There are seasons where I have seen this as a positive and seasons where it felt like a weakness.  These days I am learning to acknowledge how God has made me.  To accept the strengths and seek balance and growth in the weaknesses.  When I am focused on the destinations in life I find that I often arrive not remembering how I got there.  Not having found any value in the journey and possibly missing road signs along the way.

In life there are rules of the road, we take drivers education and there are laws.  Not to prevent us from getting where we need to go but to help us ALL get there safely.  The same can be true in life.  Some of us have issues with speeding.  We are focused on the destination and keep our foot heavy on the gas peddle.  Driving this way causes us to miss important road signs telling us to slow down, get off, detour, turn around or stop.  Others of us are so worried about breaking the rules of the road that we drive with extreme caution and very little speed.  While focused on all the rules we are not noticing the traffic backed up behind us or the scenery along the way.
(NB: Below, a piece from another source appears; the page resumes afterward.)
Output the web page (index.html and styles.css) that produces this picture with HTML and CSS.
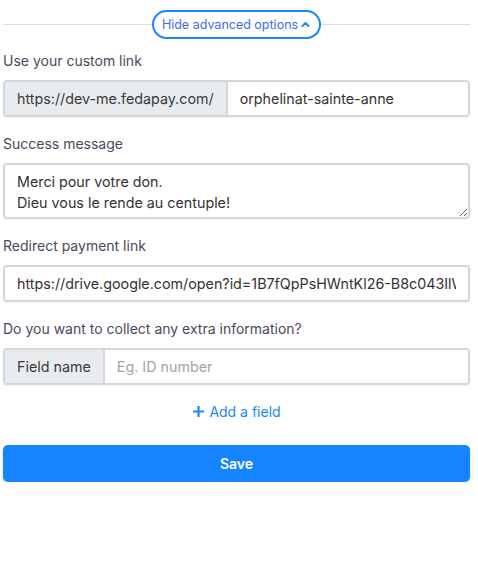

I am learning to appreciate that God made me who I am with a purpose.  I want to embrase that rather than hide from it.  My desire is to learn how to manage my speed.  Noticing the road signs along the way  and paying attention to the journey, not just the destination.  I believe there are seasons in our lives.  The speed in which we drive will not be the same for all of us or even in all seasons.  There will be times we need to step on the gas and push ourselves out into traffic.  There may be times when we need to simply move over into the slow lane.  And yes, there may even be times when we are called to simply STOP.

For me it is a daily battle to remember that Life is about more than arriving at a destination.  How I drive is important.  There is much of value to be found in the journey itself.